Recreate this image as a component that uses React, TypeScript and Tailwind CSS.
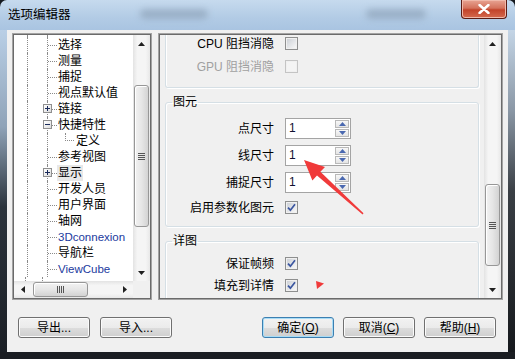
import type { ReactNode } from "react";

type Row = { text: string; box?: "+" | "-"; child?: boolean; blue?: boolean; sel?: boolean };

const rows: Row[] = [
  { text: "选择" },
  { text: "测量" },
  { text: "捕捉" },
  { text: "视点默认值" },
  { text: "链接", box: "+" },
  { text: "快捷特性", box: "-" },
  { text: "定义", child: true },
  { text: "参考视图" },
  { text: "显示", box: "+", sel: true },
  { text: "开发人员" },
  { text: "用户界面" },
  { text: "轴网" },
  { text: "3Dconnexion", blue: true },
  { text: "导航栏" },
  { text: "ViewCube", blue: true },
  { text: "SteeringWheels", blue: true },
];

function Arrow({ dir }: { dir: "up" | "down" | "left" | "right" }) {
  const pts = {
    up: "0,4 7,4 3.5,0",
    down: "0,0 7,0 3.5,4",
    left: "4,0 4,7 0,3.5",
    right: "0,0 0,7 4,3.5",
  }[dir];
  const w = dir === "up" || dir === "down" ? 7 : 4;
  const h = dir === "up" || dir === "down" ? 4 : 7;
  return (
    <svg width={w} height={h} viewBox={`0 0 ${w} ${h}`}>
      <polygon points={pts} fill="#202020" />
    </svg>
  );
}

function VScroll({ gap, thumb }: { gap: number; thumb: number }) {
  return (
    <div className="w-[17px] h-full flex flex-col bg-[linear-gradient(90deg,#e3e3e3,#f5f5f5_25%,#f5f5f5_75%,#e8e8e8)]">
      <div className="h-[17px] flex items-center justify-center">
        <Arrow dir="up" />
      </div>
      <div style={{ height: gap }} />
      <div
        style={{ height: thumb }}
        className="mx-[1px] rounded-[3px] border border-[#979797] bg-[linear-gradient(90deg,#f2f2f2,#e6e6e6_50%,#d3d3d3)] shadow-[inset_1px_1px_0_#fff] flex flex-col items-center justify-center gap-[1px]"
      >
        <div className="w-[7px] h-[1px] bg-[#555]" />
        <div className="w-[7px] h-[1px] bg-[#555]" />
        <div className="w-[7px] h-[1px] bg-[#555]" />
        <div className="w-[7px] h-[1px] bg-[#555]" />
      </div>
      <div className="flex-1" />
      <div className="h-[17px] flex items-center justify-center">
        <Arrow dir="down" />
      </div>
    </div>
  );
}

function Box({ sign }: { sign: "+" | "-" }) {
  return (
    <div className="absolute left-[-5px] top-[3px] w-[9px] h-[9px] border border-[#8f8f8f] bg-[linear-gradient(135deg,#ffffff,#dcdcdc)] flex items-center justify-center">
      <div className="relative w-[5px] h-[5px] flex items-center justify-center">
        <div className="w-[5px] h-[1px] bg-[#1a2a5a]" />
        {sign === "+" && <div className="absolute left-[2px] top-0 w-[1px] h-[5px] bg-[#1a2a5a]" />}
      </div>
    </div>
  );
}

function TreeRow({ row }: { row: Row }) {
  return (
    <div className="h-[16px] flex shrink-0">
      <div className="w-[13px]" />
      <div className="w-[20px] border-l border-dotted border-[#8a8a8a]" />
      <div className="relative w-[11px] border-l border-dotted border-[#8a8a8a] flex items-center">
        {!row.child && <div className="w-[9px] border-t border-dotted border-[#8a8a8a]" />}
        {row.box && <Box sign={row.box} />}
      </div>
      {row.child && (
        <>
          <div className="w-[7px]" />
          <div className="w-[11px]">
            <div className="w-[9px] h-[8px] border-l border-b border-dotted border-[#8a8a8a]" />
          </div>
        </>
      )}
      <span
        className={`whitespace-nowrap leading-[16px] ${row.sel ? "bg-[#e8e8e8] px-[1px] -ml-[1px]" : ""} ${
          row.blue ? "text-[#1b3a9e] text-[11.5px] font-['Liberation_Sans',sans-serif]" : "text-black text-[12px]"
        }`}
      >
        {row.text}
      </span>
    </div>
  );
}

function Check({ on, off }: { on?: boolean; off?: boolean }) {
  return (
    <div
      className={`w-[13px] h-[13px] border p-[1px] ${off ? "border-[#c4c4c4]" : "border-[#8e8f8f]"}`}
    >
      <div
        className={`w-full h-full flex items-center justify-center ${
          off ? "bg-[#f4f4f4]" : "bg-[linear-gradient(135deg,#cdd1d7,#f7f7f7)]"
        }`}
      >
        {on && (
          <svg width="9" height="9" viewBox="0 0 9 9">
            <path d="M1 4.6 L3.4 7.2 L8 1.2" stroke="#3b56a0" strokeWidth="1.7" fill="none" />
          </svg>
        )}
      </div>
    </div>
  );
}

function Spin() {
  return (
    <div className="w-[66px] h-[21px] border border-[#a4a4a4] bg-white p-[1px] flex">
      <span className="flex-1 pl-[2px] leading-[17px] text-[12px] font-['Liberation_Sans',sans-serif] text-[#101030]">1</span>
      <div className="w-[14px] flex flex-col gap-[1px]">
        <div className="flex-1 border border-[#b9b9b9] bg-[linear-gradient(#f8f8f8,#e4e4e4)] flex items-center justify-center">
          <svg width="7" height="4" viewBox="0 0 7 4">
            <polygon points="0,4 7,4 3.5,0" fill="#4a68b0" />
          </svg>
        </div>
        <div className="flex-1 border border-[#b9b9b9] bg-[linear-gradient(#f8f8f8,#e4e4e4)] flex items-center justify-center">
          <svg width="7" height="4" viewBox="0 0 7 4">
            <polygon points="0,0 7,0 3.5,4" fill="#4a68b0" />
          </svg>
        </div>
      </div>
    </div>
  );
}

function Field({ label, children, dim, h = 17, mt }: { label: ReactNode; children: ReactNode; dim?: boolean; h?: number; mt: string }) {
  return (
    <div style={{ height: h }} className={`flex items-center ${mt}`}>
      <div className={`w-[108px] text-right text-[12px] whitespace-nowrap ${dim ? "text-[#a0a0a0]" : "text-black"}`}>{label}</div>
      <div className="ml-[11px]">{children}</div>
    </div>
  );
}

function Btn({ children, focus }: { children: ReactNode; focus?: boolean }) {
  return (
    <div
      className={`w-[72px] h-[21px] rounded-[3px] border flex items-center justify-center text-[12px] text-black bg-[linear-gradient(#f2f2f2_0%,#ebebeb_50%,#dddddd_51%,#cfcfcf_100%)] ${
        focus ? "border-[#3c7fb1] shadow-[inset_0_0_0_1px_#a8dcf6]" : "border-[#707070] shadow-[inset_0_0_0_1px_#fbfbfb]"
      }`}
    >
      {children}
    </div>
  );
}

export default function App() {
  return (
    <div className="relative w-[515px] h-[359px] overflow-hidden bg-[#15191e] flex flex-col font-['Liberation_Sans','Noto_Sans_CJK_SC',sans-serif]">
      {/* title bar */}
      <div className="relative h-[30px] shrink-0 flex items-start rounded-t-[7px] bg-[linear-gradient(#c6daee,#b2cbe5_60%,#a9c4e1)]">
        <span className="ml-[8px] mt-[6px] text-[12.5px] text-black">选项编辑器</span>
        <div className="absolute left-[140px] top-[9px] w-[68px] h-[10px] rounded-full bg-[#7f93aa]/50 blur-[3px]" />
        <div className="absolute left-[366px] top-[9px] w-[60px] h-[10px] rounded-full bg-[#7f93aa]/50 blur-[3px]" />
        <div className="flex-1" />
        <div className="mr-[8px] w-[46px] h-[19px] rounded-b-[4px] border border-t-0 border-[#5b1c14] bg-[linear-gradient(#e8a493,#d4725c_45%,#c2432a_55%,#d56a4e)] flex items-center justify-center shadow-[inset_0_0_0_1px_#f0b9aa]">
          <svg width="12" height="10" viewBox="0 0 12 10">
            <path d="M1.5 1 L10.5 9 M10.5 1 L1.5 9" stroke="#fff" strokeWidth="2.4" strokeLinecap="round" />
            <path d="M1.5 1 L10.5 9 M10.5 1 L1.5 9" stroke="#fff" strokeWidth="1.6" />
          </svg>
        </div>
      </div>

      <div className="flex h-[322px] shrink-0">
        <div className="w-[7px] bg-[linear-gradient(#b9cfe6,#8fa3b8_30%,#2b333c_55%,#1b1f25)]" />

        {/* client */}
        <div className="w-[501px] bg-[#f0f0f0] flex flex-col pt-[3px] px-[5px]">
          <div className="flex gap-[6px] h-[267px]">
            {/* tree */}
            <div className="w-[140px] h-full border border-[#a3a3a3]">
              <div className="h-full border border-[#6b6b6b] bg-white flex flex-col">
                <div className="flex h-[246px]">
                  <div className="flex-1 overflow-hidden flex flex-col">
                    <div className="h-[2px] flex shrink-0">
                      <div className="w-[13px]" />
                      <div className="w-[20px] border-l border-dotted border-[#8a8a8a]" />
                      <div className="w-[11px] border-l border-dotted border-[#8a8a8a]" />
                    </div>
                    {rows.map((r) => (
                      <TreeRow key={r.text} row={r} />
                    ))}
                  </div>
                  <VScroll gap={33} thumb={142} />
                </div>
                <div className="flex h-[17px]">
                  <div className="flex-1 flex bg-[linear-gradient(#e3e3e3,#f5f5f5_25%,#f5f5f5_75%,#e8e8e8)]">
                    <div className="w-[17px] flex items-center justify-center">
                      <Arrow dir="left" />
                    </div>
                    <div className="w-[2px]" />
                    <div className="w-[55px] my-[1px] rounded-[3px] border border-[#979797] bg-[linear-gradient(#f2f2f2,#e6e6e6_50%,#d3d3d3)] shadow-[inset_1px_1px_0_#fff] flex items-center justify-center gap-[1px]">
                      <div className="w-[1px] h-[7px] bg-[#555]" />
                      <div className="w-[1px] h-[7px] bg-[#555]" />
                      <div className="w-[1px] h-[7px] bg-[#555]" />
                      <div className="w-[1px] h-[7px] bg-[#555]" />
                    </div>
                    <div className="flex-1" />
                    <div className="w-[17px] flex items-center justify-center">
                      <Arrow dir="right" />
                    </div>
                  </div>
                  <div className="w-[17px] bg-[#f0f0f0]" />
                </div>
              </div>
            </div>

            {/* options panel */}
            <div className="w-[345px] h-full border border-[#a3a3a3]">
              <div className="h-full border border-[#6b6b6b] flex">
                <div className="flex-1 overflow-hidden bg-[#f0f0f0] pl-[5px] pr-[5px] flex flex-col">
                  <div className="h-[53px] shrink-0 border-x border-b border-[#d5dfe5] rounded-b-[3px] shadow-[inset_1px_0_0_#fff,1px_1px_0_#fff] flex flex-col">
                    <Field mt="" label={<>CPU 阻挡消隐</>}>
                      <Check />
                    </Field>
                    <Field mt="mt-[6px]" dim label={<>GPU 阻挡消隐</>}>
                      <Check off />
                    </Field>
                  </div>

                  <fieldset className="mt-[6px] shrink-0 border border-[#d5dfe5] rounded-[3px] shadow-[inset_1px_1px_0_#fff,1px_1px_0_#fff] pb-[10px]">
                    <legend className="ml-[6px] px-[1px] leading-[16px] text-[12px] text-black">图元</legend>
                    <Field mt="mt-[8px]" h={21} label="点尺寸">
                      <Spin />
                    </Field>
                    <Field mt="mt-[6px]" h={21} label="线尺寸">
                      <Spin />
                    </Field>
                    <Field mt="mt-[6px]" h={21} label="捕捉尺寸">
                      <Spin />
                    </Field>
                    <Field mt="mt-[6px]" label="启用参数化图元">
                      <Check on />
                    </Field>
                  </fieldset>

                  <fieldset className="mt-[6px] shrink-0 border border-[#d5dfe5] rounded-[3px] shadow-[inset_1px_1px_0_#fff,1px_1px_0_#fff] pb-[20px]">
                    <legend className="ml-[6px] px-[1px] leading-[16px] text-[12px] text-black">详图</legend>
                    <Field mt="mt-[6px]" label="保证帧频">
                      <Check on />
                    </Field>
                    <Field mt="mt-[5px]" label="填充到详情">
                      <Check on />
                    </Field>
                  </fieldset>
                </div>
                <VScroll gap={132} thumb={82} />
              </div>
            </div>
          </div>

          {/* buttons */}
          <div className="mt-[17px] flex pl-[6px] pr-[7px]">
            <Btn>导出...</Btn>
            <div className="w-[10px]" />
            <Btn>导入...</Btn>
            <div className="flex-1" />
            <Btn focus>
              <span>
                确定(<span className="underline">O</span>)
              </span>
            </Btn>
            <div className="w-[9px]" />
            <Btn>
              <span>
                取消(<span className="underline">C</span>)
              </span>
            </Btn>
            <div className="w-[9px]" />
            <Btn>
              <span>
                帮助(<span className="underline">H</span>)
              </span>
            </Btn>
          </div>
        </div>

        <div className="w-[7px] bg-[linear-gradient(#c4d5e6,#8a97a5_25%,#3a3f45_50%,#16191d)]" />
      </div>

      <div className="h-[7px] bg-[#1a1d22]" />

      {/* annotation arrows */}
      <svg className="absolute left-0 top-0 pointer-events-none" width="515" height="359" viewBox="0 0 515 359">
        <polygon
          points="304,160 325,167 320.4,171.8 363.5,213.3 362.6,214.4 317,175.4 312.4,180.5"
          fill="#f03a3a"
        />
        <polygon points="316,281 324,283.5 317,289" fill="#f03a3a" />
      </svg>
    </div>
  );
}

Stated task:
Leave out the pictures. Transcribe only the lines above, from the first through the one that contains "boolean; blue?: boolean;".

Answer below:
Recreate this image as a component that uses React, TypeScript and Tailwind CSS.
import type { ReactNode } from "react";

type Row = { text: string; box?: "+" | "-"; child?: boolean; blue?: boolean; sel?: boolean };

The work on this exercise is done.